When I first became a teacher, people said to me, “This is so great! We need more Black teachers.” At the time, I thought, “Don’t we just need good teachers, period?”
I was raised in Round Rock, Texas, the only Black student in my elementary school. I remember how hard my parents fought to get me and my brother into accelerated math, how my mother was the only parent of color on the school’s steering committee, and yet I was brought up to believe that race didn’t matter. Today, I teach marketing at the same high school I attended. Only 9 percent of students and 4 percent of teachers are Black district-wide.
In 2012, as a new teacher, I recognized what I believed to be a lack of positive campus culture. Many students referred to the school as “ratchet Round Rock.” Round Rock High School celebrated its centennial in 2013, and while our school buildings were not quite 100 years old, it sure felt that way to some students. Our campus has since been beautifully renovated, but back then some students didn’t feel their physical environment was at the same level as other schools in the district.
At the same time, the same small percentage of students participated in multiple activities, while much of the student body seemed disengaged. Although I taught only a few Black students I started to notice that students of color across campus often sought refuge in my room.
I wanted to better understand the roots of these issues, so when a group of students put together a new spirit council to address a negative campus culture, I volunteered to be their sponsor. I will never forget the day I arrived at school early for a Dragon Nation meeting to find two sweet Black girls waiting and eager for the meeting to begin. The girls sat on the left side of the room and by the time the meeting had started, 48 white students had filled in and sat opposite of them on the right side. Though Dragon Nation was ultimately a success at building community, this visual representation of racial division was a painful awakening that I will never forget. I saw the enthusiasm fade from the two girls’ faces as each time they raised their hands or spoke, white students talked over them. I remembered that feeling from my own education.

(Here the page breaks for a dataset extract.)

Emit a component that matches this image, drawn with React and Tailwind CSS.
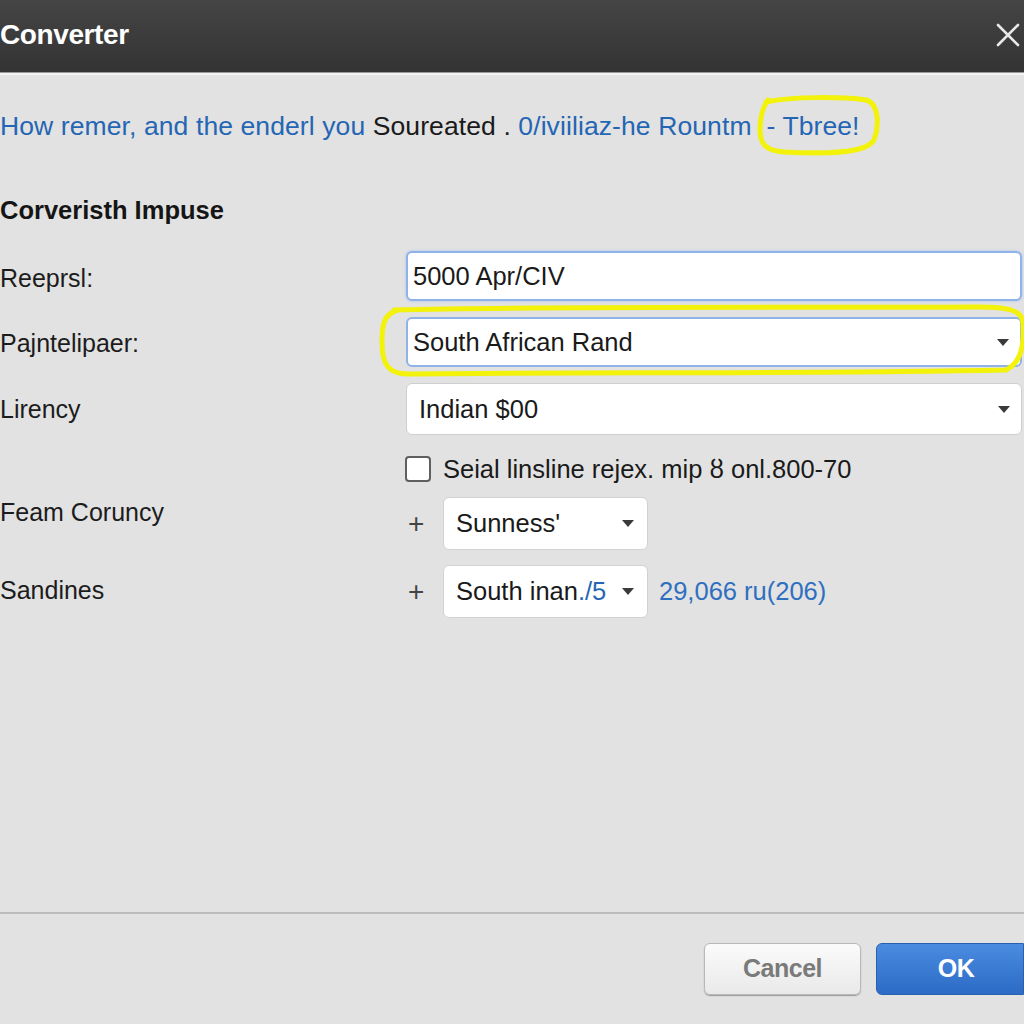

I started to notice similar behavior everywhere I looked. I got to know a mixed-race friend group of three boys. “When I’m with my friends, I get stopped everywhere,” the white student told me. “But when I’m by myself, teachers don’t notice when I break the rules.” He felt it was especially unfair because the majority of the time he was stopped with his friends, they weren’t doing anything wrong, he said. I encouraged them to document disciplinary differences over time. They used an assignment in their advanced quantitative reasoning class to conduct a racial equity audit of our campus.
Then, in the summer of 2017, another student, Micah Moore, approached me. She had attended a women’s leadership camp and left wanting to form a Black Student Union (BSU), an organization that had not existed at Round Rock High since a six-month attempt back in 1982. Micah needed a faculty sponsor. I agreed immediately and brought an additional sponsor on board.
“This space is open to everyone, it just prioritizes Blackness for 50 minutes at a time,” Micah said at the first BSU meeting, to a full room of students. At our weekly community circle, we cover hot topics like the recent college admissions scandal. In our first year, we printed 217 posters of lesser-known heroes in Black history and provided one per classroom in our school. We plan viewings and discussions for films like “Black Panther” and “The Hate U Give” and bring in guest speakers like Rodney Page, the first Black head coach of a collegiate team in the South. We partner with organizations like Texas Appleseed, Undoing Racism Round Rock and the Round Rock Black Parent Association.
We are raising a new crop of leaders. Students have advocated at the district level to hire more teachers of color and more counselors than cops, and at the state level to address disproportionate discipline. Parents of color have come together to learn and support. When students were not being provided information about Historically Black Colleges and Universities at school, parents decided to put on an HBCU fair to fill the gap. There are now five active BSUs across our district and several more campuses who are interested in forming their own Black Student Union.
My involvement has fundamentally changed how I think about race and inclusion in our education system. Black students need to see people who look like them in positions of authority and white students need to see people who do not look like them in positions of authority.
At the start of every BSU meeting, I take a moment to observe the faces around the room. Students usually start out full of joy as we laugh and eat our snacks. Sometimes though, the world gets heavy as we are forced to confront some of the realities of today. We unpack these things. We talk about how best to support, to advocate. We come together in community. That’s something that’s needed everywhere.